Performance investigation and machine learning modeling of PV panels equipped with PCM based passive cooling systems

Abstract

In this work performance of two PCM based passive cooling systems for PV panels was investigated. The cooling systems were in the form of rectangular PCM containers, one equipped with fins while the other with porous medium. Outdoor experiments were conducted in winter and summer to examine both daytime cooling and nighttime heat rejection of the two containers, and to explore the performance variation across the two seasons. Moreover, machine learning models were generated to predict the PV panel's temperature and power for the considered systems. Both systems effectively cooled the PV panels in winter during the day and achieved sufficient heat rejection during the night.

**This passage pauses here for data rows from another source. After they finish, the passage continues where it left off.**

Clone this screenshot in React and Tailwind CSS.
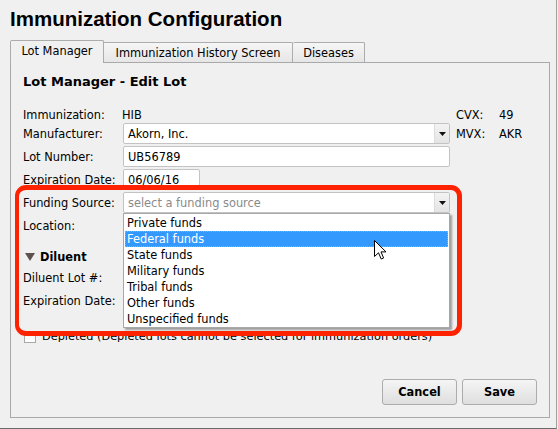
import React from "react";

function Arrow() {
  return (
    <svg width="7" height="4" viewBox="0 0 7 4">
      <polygon points="0,0 7,0 3.5,4" fill="#111" />
    </svg>
  );
}

function Input({ w, children, placeholder }) {
  return (
    <div
      className={`h-[21px] ${w} border border-[#c3c3c3] rounded-[2px] bg-white flex items-center pl-[4px] overflow-hidden`}
    >
      <span className={placeholder ? "text-[#8a8a8a]" : "text-black"}>{children}</span>
    </div>
  );
}

function Select({ children, placeholder, extra }) {
  return (
    <div className="relative h-[21px] w-[327px] border border-[#c3c3c3] rounded-[2px] bg-white flex items-center">
      <span className={`flex-1 pl-[4px] ${placeholder ? "text-[#8a8a8a]" : "text-black"}`}>{children}</span>
      <div className="w-[15px] h-full border-l border-[#dcdcdc] bg-gradient-to-b from-[#f3f3f3] to-[#e4e4e4] flex items-center justify-center">
        <Arrow />
      </div>
      {extra}
    </div>
  );
}

const items = [
  "Private funds",
  "Federal funds",
  "State funds",
  "Military funds",
  "Tribal funds",
  "Other funds",
  "Unspecified funds",
];

function Dropdown() {
  return (
    <div className="absolute left-[-1px] top-[20px] w-[327px] z-20 bg-white border border-[#a8a8a8] pt-px shadow-[2px_2px_2px_rgba(0,0,0,0.35)]">
      {items.map((t) =>
        t === "Federal funds" ? (
          <div
            key={t}
            className="h-[16px] mx-px pl-[2px] flex items-center bg-[#3399ff] text-white border border-dotted border-[#d8a070]"
          >
            <span className="-ml-px">{t}</span>
          </div>
        ) : (
          <div key={t} className="h-[16px] mx-px pl-[2px] flex items-center text-black">
            {t}
          </div>
        )
      )}
    </div>
  );
}

function Row({ label, children, h = "h-[21px]", mt = "mt-[2px]" }) {
  return (
    <div className={`flex items-center ${h} ${mt}`}>
      <div className="w-[100px] shrink-0 pt-px">{label}</div>
      {children}
    </div>
  );
}

function Cursor() {
  return (
    <svg
      className="absolute left-[363px] top-[177px] z-30"
      width="14"
      height="21"
      viewBox="0 0 14 21"
    >
      <path
        d="M0.5 0.5 L0.5 16.5 L4.5 12.8 L7.2 19 L9.6 18 L7 11.9 L12 11.9 Z"
        fill="#fff"
        stroke="#000"
        strokeWidth="1"
        strokeLinejoin="miter"
      />
    </svg>
  );
}

export default function App() {
  return (
    <div className="w-[558px] h-[429px] bg-[#f0f0f0] overflow-hidden font-['DejaVu_Sans',sans-serif] text-[11.4px] leading-[16px] text-black">
      <div className="w-[557px] h-[429px] border-r border-b border-r-[#a0a0a0] border-b-[#6a6a6a] flex flex-col">
        <div className="mt-[7px] pl-[10px] font-['Liberation_Sans',Arial,sans-serif] font-bold text-[20.5px] leading-[23px] text-black">
          Immunization Configuration
        </div>

        <div className="mt-[10px] ml-[10px] flex items-end h-[23px] -mb-px relative z-10">
          <div className="w-[94px] h-[23px] border border-b-0 border-[#acacac] bg-[#f0f0f0] rounded-t-[2px] flex items-center justify-center pb-[2px]">
            Lot Manager
          </div>
          <div className="w-[189px] h-[20px] mb-px border-t border-r border-[#acacac] bg-gradient-to-b from-[#f6f6f6] to-[#e6e6e6] rounded-tr-[2px] flex items-center justify-center">
            Immunization History Screen
          </div>
          <div className="w-[72px] h-[20px] mb-px border-t border-r border-[#acacac] bg-gradient-to-b from-[#f6f6f6] to-[#e6e6e6] rounded-t-[2px] flex items-center justify-center">
            Diseases
          </div>
        </div>

        <div className="ml-[10px] w-[540px] h-[356px] border border-[#a9a9a9] bg-[#f0f0f0] relative flex flex-col pl-[12px] pt-[11px]">
          <div className="font-bold text-[13px] leading-[16px]">Lot Manager - Edit Lot</div>

          <div className="flex items-center h-[16px] mt-[17px]">
            <div className="w-[99px] shrink-0">Immunization:</div>
            <div className="w-[334px]">HIB</div>
            <div className="w-[43px]">CVX:</div>
            <div>49</div>
          </div>

          <Row label="Manufacturer:" mt="mt-0">
            <Select>Akorn, Inc.</Select>
            <div className="w-[43px] ml-[6px]">MVX:</div>
            <div>AKR</div>
          </Row>

          <Row label="Lot Number:">
            <Input w="w-[327px]">UB56789</Input>
          </Row>

          <Row label="Expiration Date:">
            <Input w="w-[77px]">06/06/16</Input>
          </Row>

          <div className="flex items-center h-[21px] mt-[2px] relative z-20">
            <div className="w-[100px] shrink-0 pt-px">Funding Source:</div>
            <Select placeholder extra={<Dropdown />}>
              select a funding source
            </Select>
          </div>

          <Row label="Location:">
            <div />
          </Row>

          <div className="flex items-center h-[16px] mt-[13px] pl-[2px] gap-[5px]">
            <svg width="10" height="8" viewBox="0 0 10 8">
              <polygon points="0,0 10,0 5,8" fill="#5e524e" />
            </svg>
            <span className="font-bold">Diluent</span>
          </div>

          <Row label="Diluent Lot #:">
            <div />
          </Row>

          <Row label="Expiration Date:">
            <div />
          </Row>

          <div className="flex items-center h-[16px] mt-[18px] pl-px gap-[6px]">
            <div className="w-[12px] h-[12px] border border-[#a8a8a8] bg-gradient-to-b from-[#f4f4f4] to-white" />
            <span className="text-[11.3px]">Depleted (Depleted lots cannot be selected for immunization orders)</span>
          </div>

          <div className="flex-1" />

          <div className="flex justify-end gap-[5px] pr-[12px] pb-[12px]">
            <button className="w-[75px] h-[26px] border border-[#acacac] rounded-[3px] bg-gradient-to-b from-[#f5f5f5] to-[#dedede] font-bold text-[11.4px]">
              Cancel
            </button>
            <button className="w-[75px] h-[26px] border border-[#acacac] rounded-[3px] bg-gradient-to-b from-[#f5f5f5] to-[#dedede] font-bold text-[11.4px]">
              Save
            </button>
          </div>

          <div className="absolute left-[4px] top-[122px] w-[447px] h-[151px] border-[5px] border-l-[4px] border-[#ff2200] rounded-[11px] z-30 pointer-events-none" />
          <Cursor />
        </div>
      </div>
    </div>
  );
}
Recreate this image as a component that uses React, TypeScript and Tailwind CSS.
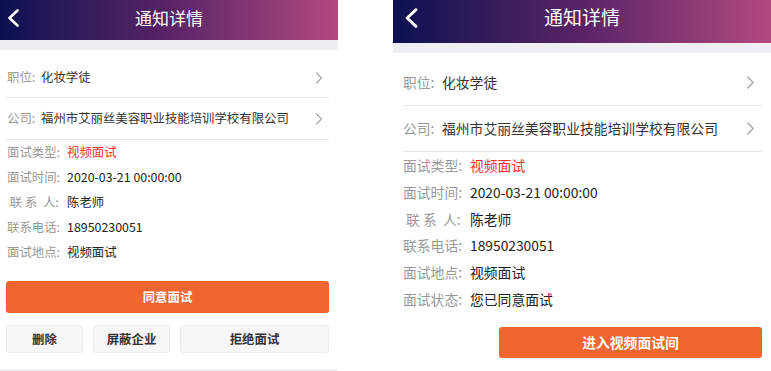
type Size = {
  wrap: string;
  header: string;
  titleRow: string;
  title: string;
  back: string;
  body: string;
  linkRow: string[];
  text: string;
  infoRow: string;
  shortLabel: string;
  label: string;
  chev: string;
};

const SMALL: Size = {
  wrap: 'w-[338px]',
  header: 'h-[40px]',
  titleRow: 'h-[35px]',
  title: 'text-[17px]',
  back: 'left-[7px] w-[12px] h-[18px]',
  body: 'pl-[6px] pr-[9px] pt-[8px]',
  linkRow: ['h-[40px]', 'h-[42px]'],
  text: 'text-[12.4px]',
  infoRow: 'h-[25px] pl-[1px]',
  shortLabel: 'w-[35px] pl-[1px]',
  label: 'w-[60px]',
  chev: 'w-[8px] h-[12px] mr-[6px]',
};

const LARGE: Size = {
  wrap: 'w-[378px]',
  header: 'h-[43px]',
  titleRow: 'h-[35px]',
  title: 'text-[19px]',
  back: 'left-[11px] w-[14px] h-[20px]',
  body: 'pl-[10px] pr-[9px] pt-[7px]',
  linkRow: ['h-[46px]', 'h-[46px]'],
  text: 'text-[13.8px]',
  infoRow: 'h-[26.8px]',
  shortLabel: 'w-[39px]',
  label: 'w-[67px]',
  chev: 'w-[9px] h-[13px] mr-[7px]',
};

const INFO = [
  { label: '面试类型', value: '视频面试', red: true },
  { label: '面试时间', value: '2020-03-21 00:00:00' },
  { label: ' 联 系  人', value: '陈老师' },
  { label: '联系电话', value: '18950230051' },
  { label: '面试地点', value: '视频面试' },
];

function Header({ s }: { s: Size }) {
  return (
    <div className={`${s.header} bg-gradient-to-r from-[#0b1050] via-[#5a2367] to-[#b3497e]`}>
      <div className={`${s.titleRow} relative flex items-center justify-center`}>
        <svg className={`absolute ${s.back}`} viewBox="0 0 12 18" fill="none">
          <path d="M10.5 1.5 L2.5 9 L10.5 16.5" stroke="#fff" strokeWidth="2.6" strokeLinecap="round" strokeLinejoin="round" />
        </svg>
        <span className={`${s.title} text-white`}>通知详情</span>
      </div>
    </div>
  );
}

function LinkRow({ s, h, label, value }: { s: Size; h: string; label: string; value: string }) {
  return (
    <div className={`${h} flex items-center border-b border-[#e6e6e6] ${s.text}`}>
      <span className={`${s.shortLabel} shrink-0 text-[#999]`}>{label}:</span>
      <span className="text-[#333] flex-1 whitespace-nowrap">{value}</span>
      <svg className={s.chev} viewBox="0 0 8 12" fill="none">
        <path d="M1.5 1 L6.5 6 L1.5 11" stroke="#a8a8a8" strokeWidth="1.3" strokeLinecap="round" strokeLinejoin="round" />
      </svg>
    </div>
  );
}

function InfoRows({ s, extra }: { s: Size; extra?: boolean }) {
  const rows = extra ? [...INFO, { label: '面试状态', value: '您已同意面试' }] : INFO;
  return (
    <div className={s.text}>
      {rows.map((r) => (
        <div key={r.label} className={`${s.infoRow} flex items-center`}>
          <span className={`${s.label} shrink-0 text-[#999] whitespace-pre`}>{r.label}:</span>
          <span className={'red' in r && r.red ? 'text-[#f5302e]' : 'text-[#222]'}>{r.value}</span>
        </div>
      ))}
    </div>
  );
}

function LeftScreen() {
  const s = SMALL;
  return (
    <div className={`${s.wrap} h-full flex flex-col bg-white`}>
      <Header s={s} />
      <div className="h-[10px] bg-[#eeeef3]" />
      <div className={s.body}>
        <LinkRow s={s} h={s.linkRow[0]} label="职位" value="化妆学徒" />
        <LinkRow s={s} h={s.linkRow[1]} label="公司" value="福州市艾丽丝美容职业技能培训学校有限公司" />
        <InfoRows s={s} />
        <button className="mt-[16px] w-full h-[32px] rounded-[3px] bg-[#f06530] text-white text-[12.4px] font-bold">
          同意面试
        </button>
        <div className="mt-[12px] flex gap-[10px] text-[12.4px] font-bold text-[#333]">
          <button className="w-[77px] h-[28px] rounded-[3px] bg-[#f7f7f7] border border-[#ececec]">删除</button>
          <button className="w-[77px] h-[28px] rounded-[3px] bg-[#f7f7f7] border border-[#ececec]">屏蔽企业</button>
          <button className="flex-1 h-[28px] rounded-[3px] bg-[#f7f7f7] border border-[#ececec]">拒绝面试</button>
        </div>
      </div>
      <div className="mt-[16px] flex-1 bg-[#eeeef3]" />
    </div>
  );
}

function RightScreen() {
  const s = LARGE;
  return (
    <div className={`${s.wrap} h-full bg-white`}>
      <Header s={s} />
      <div className="h-[10px] bg-[#eeeef3]" />
      <div className={s.body}>
        <LinkRow s={s} h={s.linkRow[0]} label="职位" value="化妆学徒" />
        <LinkRow s={s} h={s.linkRow[1]} label="公司" value="福州市艾丽丝美容职业技能培训学校有限公司" />
        <InfoRows s={s} extra />
        <div className="mt-[14px] flex justify-end">
          <button className="w-[263px] h-[31px] rounded-[3px] bg-[#f06530] text-white text-[13.8px] font-bold">
            进入视频面试间
          </button>
        </div>
      </div>
    </div>
  );
}

export default function App() {
  return (
    <div className="w-[771px] h-[371px] overflow-hidden flex gap-[55px] bg-white font-['Noto_Sans_CJK_SC','Noto_Sans',sans-serif]">
      <LeftScreen />
      <RightScreen />
    </div>
  );
}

However, the porous medium container had superior performance, achieving around 3.40 degrees C average temperature reduction and up to 3.56 % enhancement in efficiency. In summer where PV temperatures are much higher, the porous medium container underperformed while the finned container resulted in noticeable cooling achieving 3.42 degrees C temperature reduction and up to 6.58 % increase in efficiency. On other hand, the finned container encountered insufficient heat rejection at night. Machine learning models generated using ANN illustrated acceptable prediction accuracy with coefficient of determination (R2) of 0.98 for winter and 0.99 for summer. The mean square errors (MSE) in the predicted PV's temperature and power were 1.08 degrees C2 and 0.27 W2 for winter and 1.57 degrees C2 and 0.11 W2 for summer, respectively. The findings of the study highlights the season-dependent nature of different PCM based passive cooling systems.